The research, led by Michael Lesser from the University of New Hampshire
and supported by NURP's Caribbean Marine Research Center, also suggests
that cyanobacteria has a symbiotic relationship with its coral host;
the cyanobacteria provides an important service for it's host by
releasing nitrogenase, an enzyme which converts the nitrogen found
in seawater to a form usable by the coral.
Cyanobacteria may also provide a usable form of nitrogen to zooxanthellae,
which provides M. cavernosa with its carbon requirements.
In addition, zooxanthellae may also supply carbon to cyanobacteria,
suggesting a symbiotic relationship between the two organisms.

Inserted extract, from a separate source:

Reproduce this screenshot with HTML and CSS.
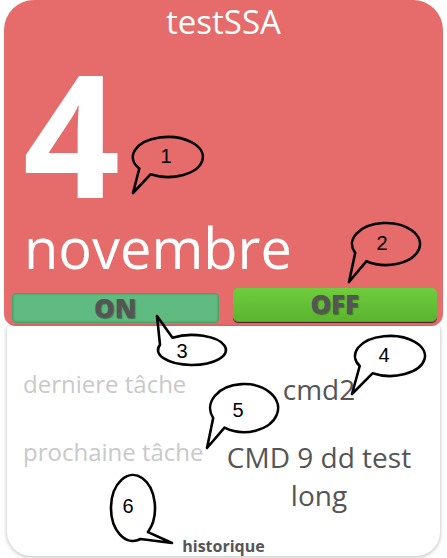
FILE: index.html
```html
<!DOCTYPE html>
<html lang="fr">
<head>
<meta charset="utf-8">
<title>testSSA</title>
<link rel="stylesheet" href="styles.css">
</head>
<body>
<div class="page">
  <div class="tile">
    <div class="head">
      <div class="title">testSSA</div>
      <div class="day">4</div>
      <div class="month">novembre</div>
      <div class="buttons">
        <div class="btn btn-on">ON</div>
        <div class="btn btn-off">OFF</div>
      </div>
    </div>
    <div class="panel">
      <div class="tasks">
        <div class="label">derniere tâche</div>
        <div class="value">cmd2</div>
        <div class="label">prochaine tâche</div>
        <div class="value">CMD 9 dd test long</div>
      </div>
      <div class="history">historique</div>
    </div>
  </div>

  <svg class="notes" width="447" height="558" viewBox="0 0 447 558">
    <g class="bubble">
      <path d="M139.3 168.5 A35 20 0 1 1 150.5 174.3 L133 193 Z"/>
      <path d="M355.2 252.9 A34 21 0 1 1 366.5 261.2 L349 282 Z"/>
      <path d="M172.5 337.7 A34 15 0 1 1 160 344.9 L157 316 Z"/>
      <path d="M359.7 366 A35 20 0 1 1 372.5 373.3 L352 394 Z"/>
      <path d="M213.2 418.1 A34 24 0 1 1 224.5 427.7 L207 448 Z"/>
      <path d="M140.5 539 A22 33 0 1 1 148 532.1 L172 543 Z"/>
    </g>
    <g class="num">
      <text x="166" y="163">1</text>
      <text x="382" y="250">2</text>
      <text x="182" y="358">3</text>
      <text x="384" y="362">4</text>
      <text x="238" y="417">5</text>
      <text x="128" y="513">6</text>
    </g>
  </svg>
</div>
</body>
</html>
```

FILE: styles.css
```css
html, body {
  margin: 0;
  padding: 0;
  background: #ffffff;
}

.page {
  position: relative;
  width: 447px;
  height: 558px;
}

.tile {
  margin: 0 4px;
  font-family: "Open Sans", "DejaVu Sans", sans-serif;
}

.head {
  background: #e66b6b;
  border-radius: 30px 30px 12px 12px;
  height: 326px;
  box-sizing: border-box;
  padding: 0 0 3px 0;
  display: flex;
  flex-direction: column;
  color: #ffffff;
}

.title {
  font-size: 33px;
  line-height: 44px;
  text-align: center;
}

.day {
  font-size: 170px;
  font-weight: 700;
  line-height: 150px;
  margin-top: 13px;
  padding-left: 19px;
}

.month {
  font-size: 56px;
  line-height: 60px;
  margin-top: 10px;
  padding-left: 20px;
}

.buttons {
  margin-top: 12px;
  display: flex;
  align-items: flex-end;
  gap: 14px;
  padding: 0 6px 0 8px;
  height: 34px;
}

.btn {
  flex: 1;
  box-sizing: border-box;
  text-align: center;
  font-weight: 800;
  font-size: 26px;
  color: #555555;
  text-shadow: 1px 1px 1px rgba(0, 0, 0, 0.35);
}

.btn-on {
  height: 30px;
  line-height: 28px;
  background: #5fbb7f;
  border: 1px solid #4f9f6b;
  border-radius: 4px;
  box-shadow: inset 0 0 2px rgba(0, 0, 0, 0.25);
}

.btn-off {
  height: 33px;
  line-height: 33px;
  background: linear-gradient(#6fcc3d, #5bb52f);
  border-radius: 5px;
  box-shadow: 0 1px 0 #9b7474, 0 2px 0 #4a2323;
  margin-bottom: 2px;
}

.panel {
  margin: 0 3px;
  height: 230px;
  box-sizing: border-box;
  padding-top: 42px;
  background: #ffffff;
  border-radius: 0 0 24px 24px;
  box-shadow: 0 1px 4px rgba(0, 0, 0, 0.28);
  display: flex;
  flex-direction: column;
}

.tasks {
  display: grid;
  grid-template-columns: 184px 224px;
  row-gap: 28px;
  padding-left: 16px;
  align-items: start;
}

.label {
  font-size: 24px;
  line-height: 32px;
  color: #c9c9c9;
  white-space: nowrap;
}

.value {
  font-size: 28px;
  line-height: 38px;
  padding-top: 2px;
  color: #555555;
  text-align: center;
}

.history {
  margin-top: 22px;
  font-size: 16px;
  font-weight: 700;
  line-height: 20px;
  color: #555555;
  text-align: center;
}

.notes {
  position: absolute;
  left: 0;
  top: 0;
  pointer-events: none;
}

.bubble path {
  fill: none;
  stroke: #000000;
  stroke-width: 2.6;
  stroke-linejoin: round;
}

.num text {
  font-family: "Liberation Sans", Arial, sans-serif;
  font-size: 20px;
  fill: #000000;
  text-anchor: middle;
}
```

The
presence of cyanobacteria in corals highlights the important role
that symbiotic relationships can potentially play in species diverse
coral reefs and adds another level of complexity to the ecology
and biology of corals.
The study is published in Science (see citation below) and
was featured on MSNBC and the BBC.
Michael P. Lesser, Charles H Mazel, Maxim Y. Gorbunov, Paul G. Falkowski
(2004). Discovery of Symbiotic Nitrogen-Fixing Cyanobacteria in
Corals. Science. Vol. 305, Aug 13, 2004, pp. 997 - 1000.